This post is part of my book launch, God’s Triumphant Mercy: A Reflection of Psalm 51
Cast me not away from your presence, and take not your Holy Spirit from me.
As David faced the reality of his sins, there was a deep sense of what he deserved: to be cast away from God’s presence. Those who have a shallow view of God, especially His holiness, don’t realize or agree that we are, by nature, “children of wrath” (Eph. 2:3).
Many have a tendency to only highlight God’s love, while neglecting His holiness. Apart from Christ, our just sentence is “the punishment of eternal destruction, away from the presence of the Lord and from the glory of his might” (2 Thess. 1:9).
No doubt, David’s awareness of his sins wasn’t a one-time event. Throughout the rest of his life, he experienced the devastation of them, even though he was forgiven. Amnon raped Tamar. Absalom murdered Amnon and rebelled against his father. He had to flee Jerusalem, losing all his comfort. To say the least, a few moments of sinful pleasure is very costly.

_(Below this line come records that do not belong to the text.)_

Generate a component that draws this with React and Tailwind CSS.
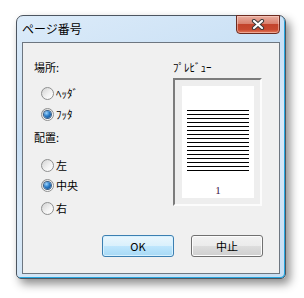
const Radio = ({ checked, label, className = "" }) => (
  <div className={`flex items-center h-[14px] ${className}`}>
    <span className="ml-[7px] w-[13px] h-[13px] rounded-full border border-[#8e8f8f] bg-[linear-gradient(135deg,#d2d2d2,#f4f4f4_60%,#ffffff)] flex items-center justify-center shrink-0">
      {checked && (
        <span className="w-[7px] h-[7px] rounded-full bg-[radial-gradient(circle_at_35%_30%,#9fd6ff,#2a7cc8_45%,#0c3f7a)] shadow-[0_0_0_1px_#3b5f86]" />
      )}
    </span>
    <span className="ml-[2px] text-[11px] leading-[14px] text-black">{label}</span>
  </div>
);

const Button = ({ children, primary }) => (
  <button
    className={`w-[72px] h-[22px] rounded-[3px] border text-[11px] leading-none text-black flex items-center justify-center ${
      primary
        ? "border-[#3c7fb1] bg-[linear-gradient(#eaf6fd_0%,#d9f0fc_50%,#bee6fd_51%,#a7d9f5_100%)] shadow-[inset_0_0_0_1px_#d6f1ff]"
        : "border-[#707070] bg-[linear-gradient(#f2f2f2_0%,#ebebeb_50%,#dddddd_51%,#cfcfcf_100%)] shadow-[inset_0_0_0_1px_#fcfcfc]"
    }`}
  >
    {children}
  </button>
);

export default function App() {
  const lines = Array.from({ length: 16 });

  return (
    <div
      className="w-[304px] h-[298px] bg-white pl-[16px] pt-[15px]"
      style={{ fontFamily: '"Noto Sans CJK JP", "Noto Sans", sans-serif' }}
    >
      <div className="w-[270px] h-[264px] rounded-t-[7px] rounded-b-[5px] border border-[#4c5560] bg-[linear-gradient(160deg,#dcebf9_0%,#c9e0f5_35%,#dbeaf8_55%,#c6def3_100%)] shadow-[inset_-1px_-1px_0_#27a6df,4px_5px_10px_rgba(0,0,0,0.45)] flex flex-col">
        {/* title bar */}
        <div className="h-[26px] flex items-start justify-between">
          <div className="pl-[5px] pt-[5px] text-[12px] leading-[16px] text-black">
            ページ番号
          </div>
          <div className="mt-[-1px] mr-[5px] w-[44px] h-[19px] rounded-b-[4px] border border-[#6b2b20] bg-[linear-gradient(#e9ad9f_0%,#d9826f_45%,#c2442c_50%,#c84a30_80%,#e47a5c_100%)] shadow-[inset_0_0_0_1px_rgba(255,220,210,0.5)] flex items-center justify-center">
            <svg width="14" height="11" viewBox="0 0 14 11">
              <path d="M3 2 L11 9 M11 2 L3 9" stroke="#3b3b3b" strokeWidth="4.2" strokeLinecap="round" />
              <path d="M3 2 L11 9 M11 2 L3 9" stroke="#ffffff" strokeWidth="2.2" strokeLinecap="round" />
            </svg>
          </div>
        </div>

        {/* client */}
        <div className="mx-[5px] h-[232px] border border-[#6d7680] bg-[#f0f0f0] flex flex-col">
          <div className="h-[192px] flex">
            <div className="w-[150px] pl-[11px] pt-[17px] flex flex-col">
              <div className="text-[11px] leading-[14px] text-black">場所:</div>
              <Radio label="ﾍｯﾀﾞ" className="mt-[12px]" />
              <Radio label="ﾌｯﾀ" checked className="mt-[7px]" />
              <div className="mt-[9px] text-[11px] leading-[14px] text-black">配置:</div>
              <Radio label="左" className="mt-[14px]" />
              <Radio label="中央" checked className="mt-[6px]" />
              <Radio label="右" className="mt-[9px]" />
            </div>
            <div className="pt-[17px] flex flex-col">
              <div className="text-[11px] leading-[14px] text-black">ﾌﾟﾚﾋﾞｭｰ</div>
              <div className="mt-[4px] w-[89px] h-[128px] border-2 border-t-[#7c7c7c] border-l-[#7c7c7c] border-b-[#fcfcfc] border-r-[#fcfcfc] bg-[#eeeeee] pl-[7px] pt-[6px]">
                <div className="w-[72px] h-[112px] bg-white px-[5px] pt-[24px] flex flex-col">
                  {lines.map((_, i) => (
                    <div key={i} className="h-px bg-black mb-[3px]" />
                  ))}
                  <div
                    className="mt-[9px] text-center text-[11px] leading-[14px] text-[#3a1648]"
                    style={{ fontFamily: '"Liberation Serif", serif' }}
                  >
                    1
                  </div>
                </div>
              </div>
            </div>
          </div>
          <div className="flex justify-end gap-[17px] pr-[16px]">
            <Button primary>OK</Button>
            <Button>中止</Button>
          </div>
        </div>
      </div>
    </div>
  );
}
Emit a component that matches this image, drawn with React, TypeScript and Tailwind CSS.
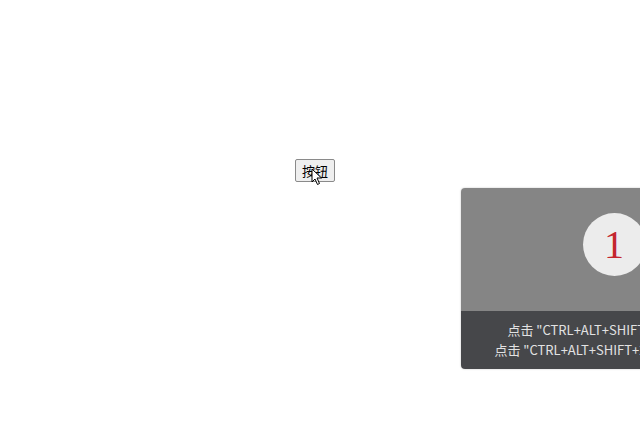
export default function App() {
  return (
    <div className="relative w-[640px] h-[435px] overflow-hidden bg-white" style={{ fontFamily: '"Noto Sans CJK SC", sans-serif' }}>
      {/* Trigger button */}
      <div className="pt-[159px] pl-[295px]">
        <button className="relative block h-[23px] w-[40px] border border-[#8a8a8a] bg-[#efefef] rounded-[2px] text-[13px] leading-none text-black">
          按钮
          <svg className="absolute left-[15px] top-[8px]" width="12" height="18" viewBox="0 0 12 18">
            <path d="M1 1 L1 14 L4 11 L6.5 16.5 L8.5 15.5 L6 10 L10.5 10 Z" fill="#fff" stroke="#000" strokeWidth="1" strokeLinejoin="round" />
          </svg>
        </button>
      </div>

      {/* Toast overlay */}
      <div className="absolute left-[461px] top-[188px] w-[306px] rounded-[4px] overflow-hidden shadow-[0_0_2px_rgba(0,0,0,0.25)]">
        <div className="h-[123px] bg-[#858585] flex justify-center pt-[25px]">
          <div className="w-[63px] h-[63px] rounded-full bg-[#ececec] flex items-center justify-center">
            <span className="text-[40px] leading-none text-[#c4262e]" style={{ fontFamily: '"Liberation Serif", serif' }}>1</span>
          </div>
        </div>
        <div className="h-[58px] bg-[#46474a] text-[#e2e2e2] text-[13px] leading-[20px] text-center pt-[9px]">
          <p>点击 "CTRL+ALT+SHIFT+1" 开始录制</p>
          <p>点击 "CTRL+ALT+SHIFT+2" 停止录制演示</p>
        </div>
      </div>
    </div>
  );
}
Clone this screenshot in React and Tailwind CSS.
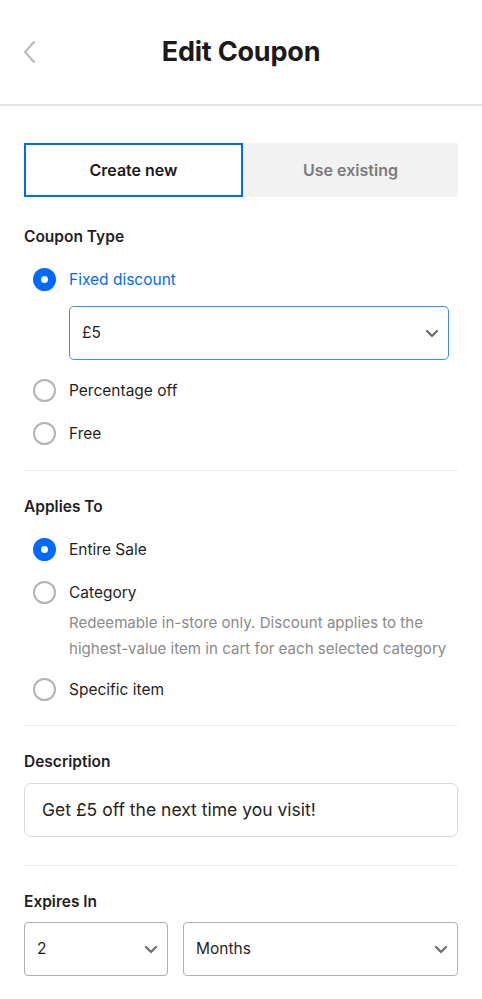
import React from "react";

const Radio = ({ checked }) =>
  checked ? (
    <span className="flex h-[23px] w-[23px] shrink-0 items-center justify-center rounded-full bg-[#006aff]">
      <span className="h-[7px] w-[7px] rounded-full bg-white" />
    </span>
  ) : (
    <span className="h-[23px] w-[23px] shrink-0 rounded-full border-2 border-[#b3b3b3] bg-white" />
  );

const Chevron = ({ className = "" }) => (
  <svg width="14" height="9" viewBox="0 0 14 9" className={className}>
    <path d="M2 2l5 5 5-5" fill="none" stroke="#6b6b6b" strokeWidth="2.2" strokeLinecap="round" strokeLinejoin="round" />
  </svg>
);

const Option = ({ label, checked, blue, children }) => (
  <div className="flex items-start pl-[9px]">
    <div className="flex h-[43px] items-center">
      <Radio checked={checked} />
    </div>
    <div className="ml-[13px] flex-1">
      <div className={`flex h-[43px] items-center text-[15.5px] ${blue ? "text-[#006aff]" : "text-[#1f1f1f]"}`}>{label}</div>
      {children}
    </div>
  </div>
);

const App = () => {
  return (
    <div className="min-h-[999px] w-[482px] bg-white text-[#1f1f1f]" style={{ fontFamily: "Inter, 'Noto Sans', sans-serif" }}>
      {/* header */}
      <header className="relative flex h-[106px] items-center justify-center border-b-2 border-[#e5e5e5]">
        <svg width="14" height="24" viewBox="0 0 14 24" className="absolute left-[23px] top-[40px]">
          <path d="M11 2L2 12l9 10" fill="none" stroke="#b5b9bf" strokeWidth="2" strokeLinecap="round" strokeLinejoin="round" />
        </svg>
        <h1 className="text-[27px] font-bold tracking-[-0.2px] text-[#1a1a1a]">Edit Coupon</h1>
      </header>

      <div className="px-[24px] pt-[37px]">
        {/* tabs */}
        <div className="flex h-[54px]">
          <button className="flex-1 border-2 border-[#006aff] bg-white text-[16px] font-semibold text-[#1a1a1a]">Create new</button>
          <button className="flex-1 bg-[#f2f2f2] text-[16px] font-semibold text-[#7a7a7a]">Use existing</button>
        </div>

        {/* coupon type */}
        <div className="border-b border-[#efefef] pb-[15px]">
          <h2 className="pt-[29px] text-[15.5px] font-semibold leading-[22px]">Coupon Type</h2>
          <div className="mt-[10px]">
            <Option label="Fixed discount" checked blue>
              <div className="mb-[9px] mr-[9px] mt-[5px] flex h-[54px] items-center justify-between rounded-[5px] border-[1.5px] border-[#3d8bff] pl-[12px] pr-[9px] text-[15.5px]">
                <span>£5</span>
                <Chevron />
              </div>
            </Option>
            <Option label="Percentage off" />
            <Option label="Free" />
          </div>
        </div>

        {/* applies to */}
        <div className="border-b border-[#efefef] pb-[14px]">
          <h2 className="pt-[25px] text-[15.5px] font-semibold leading-[22px]">Applies To</h2>
          <div className="mt-[10px]">
            <Option label="Entire Sale" checked />
            <Option label="Category">
              <p className="-mt-[4px] mb-[6px] text-[15.1px] leading-[26px] text-[#8a8a8a]">
                Redeemable in-store only. Discount applies to the highest-value item in cart for each selected category
              </p>
            </Option>
            <Option label="Specific item" />
          </div>
        </div>

        {/* description */}
        <div className="border-b border-[#efefef] pb-[28px]">
          <h2 className="pt-[25px] text-[15.5px] font-semibold leading-[22px]">Description</h2>
          <div className="mt-[10px] flex h-[54px] items-center rounded-[7px] border border-[#d9d9d9] px-[17px] text-[17.5px] text-[#1f1f1f]">
            Get £5 off the next time you visit!
          </div>
        </div>

        {/* expires */}
        <div>
          <h2 className="pt-[25px] text-[15.5px] font-semibold leading-[22px]">Expires In</h2>
          <div className="mt-[9px] flex gap-[15px]">
            <div className="flex h-[54px] w-[144px] items-center justify-between rounded-[4px] border border-[#b0b0b0] pl-[12px] pr-[9px] text-[15.5px]">
              <span>2</span>
              <Chevron />
            </div>
            <div className="flex h-[54px] flex-1 items-center justify-between rounded-[4px] border border-[#b0b0b0] pl-[12px] pr-[9px] text-[15.5px]">
              <span>Months</span>
              <Chevron />
            </div>
          </div>
        </div>
      </div>
    </div>
  );
};

export default App;
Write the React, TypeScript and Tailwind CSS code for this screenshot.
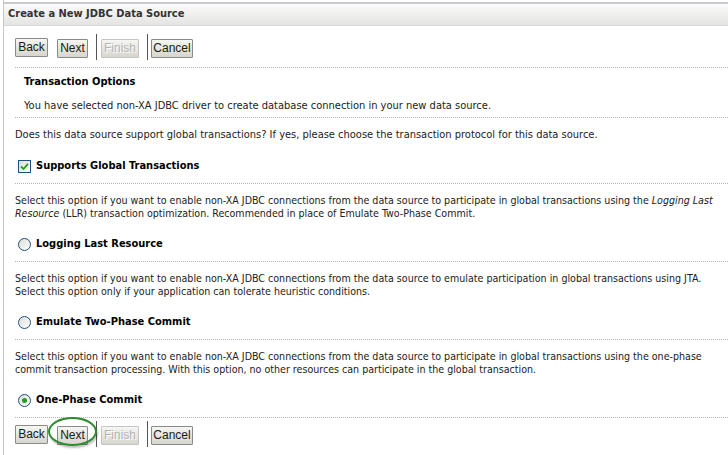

It’s no wonder that David had a great sense of his unworthiness. Here’s the irony, though. We’re always unworthy of God’s gracious benefits. We’re never entitled to His goodness. Many times, it’s only through our sins that we start to deeply realize these truths.
David knew He deserved God’s righteous judgment, which is the absence of His favor, “away from the presence of the Lord.” He felt a legitimate possibility that God would take His Holy Spirit from him.
The Bible teaches us that we can “grieve the Holy Spirit of God” (Eph. 4:30). It also teaches us that we can “quench the Spirit” (1 Thess. 5:19). When we do so, either by our sins or by neglecting the means of grace, we’ll experience a dull, weak, and lifeless spiritual life. There’s no joy because there’s no sense of God’s favor and presence.
David’s only hope was God’s name: “For the LORD will not forsake his people, for his great name’s sake, because it has pleased the LORD to make you a people for himself” (1 Sam. 12:22). When God’s people grievously sin, God’s steadfast love will bring them out of their misery, for He has set His everlasting love upon them.
He doesn’t change: “For I the LORD do not change; therefore you, O children of Jacob, are not consumed” (Mal. 3:6). That’s why there’s great comfort in David’s story. When we’ve grievously sinned and rightly deserve God’s desertion, He’ll remain faithful to Himself.
Heavenly Father, thank You that You are faithful.